In response to the situation in Mali, Fatoumata Diawara has gathered over 40 of the country’s most renowned musicians to record a video and song calling for peace. The group collectively called 'Voices United for Mali' includes Amadou and Mariam, Oumou Sangare, Bassekou Kouyate, Vieux Farka Toure, Djelimady Tounkara, Toumani Diabate, Khaira Arby, Kasse Mady Diabate, Baba Salah, Afel Bocoum, Tiken Jah, Amkoullel and Habib Koite amongst many others. The track is called 'Mali-ko' (Peace / La Paix).
Here's a version with English sub-titles (though the picture's smaller).
From Tom Coghlan in the Times (£):
Khaira Arby says her voice was a gift from God. But it was in the name of the same God that hardline Islamist militants drove her from her home last year. “They’ve said that when they capture me they will cut out my tongue,” says the grande dame of Malian music, a woman in her early fifties known in her own country as “the Nightingale of the North”.

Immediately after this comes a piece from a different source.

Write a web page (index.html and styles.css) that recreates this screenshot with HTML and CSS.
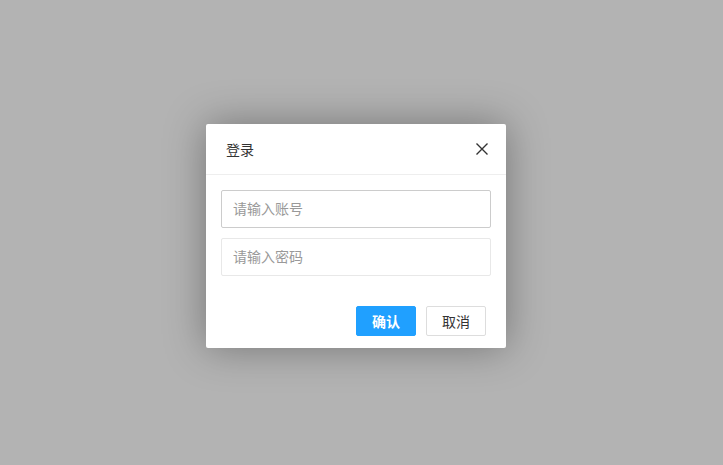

Waging war on music might rank as the bravest or stupidest strategic decision ever made in a country where it is omnipresent. But that’s what Mali’s answer to the Taleban did last August. “We do not want Satan’s music,” announced a spokesman for the Ansar Din (the Followers of God), a group allied to al-Qaeda. “In its place will be Koranic verses. Sharia [the law] demands this. What God commands must be done.”
And with that the musicians of one of the world’s poorest nations but richest musical cultures became outlaws across a swath of northern Mali seized by extremists. “I had to flee,” says Arby at her villa in the capital Bamako, nearly 450 miles away in the government-held south of the country. “I don’t know what these guys want,” she adds with a contemptuous wave of her hand.
After the militants took over an intolerant, ultra-conservative Wahhabi interpretation of Sharia followed in a country where a gentle tradition of mystical Sufi Islam had mingled with pre-Islamic animist traditions. Shrines and tombs in Timbuktu, the ancient Saharan seat of learning and a World Heritage site, were smashed with hammers and drills. Women failing to dress, as one local told me in exasperation, “like a ninja”, were beaten with camel hair whips. Human Rights Watch reported that there were at least eight public amputations of hand or foot for theft. An unmarried couple were stoned to death in front of an audience of hundreds.
Arby’s own music studio in Timbuktu was raided by the local religious police. “They destroyed my instruments — guitars, mixing equipment, the production studio,” she says, costing the loss at nearly £100,000....
At a press conference the singer Fatoumata Diawara says she believes the population was looking to Mali’s musicians for the moral strength that had been lacking in the country’s often corrupt political elite. “They have lost hope in politics,” she says. “But music has always brought hope in Mali.”...
In a slum near Bamako airport last Friday night hundreds of refugees from the north meet to dance and show solidarity at a concert by Baba Salaha, a Timbuktu-based guitarist. “We are people of the north and this is our night,” sings Salaha, who mixes the loping, lopsided rythms of Malian tradition with recognisably Western rock and funk influences. He sees nothing but power politics in the assault on Mali’s music. “This Satan stuff is a pretext,” he says. “It is an excuse to impose themselves. Music is the tradition of the north — in marriages, birth, the ceremony of circumcision (of adolescent boys). To forbid it is a kind of crime against humanity.”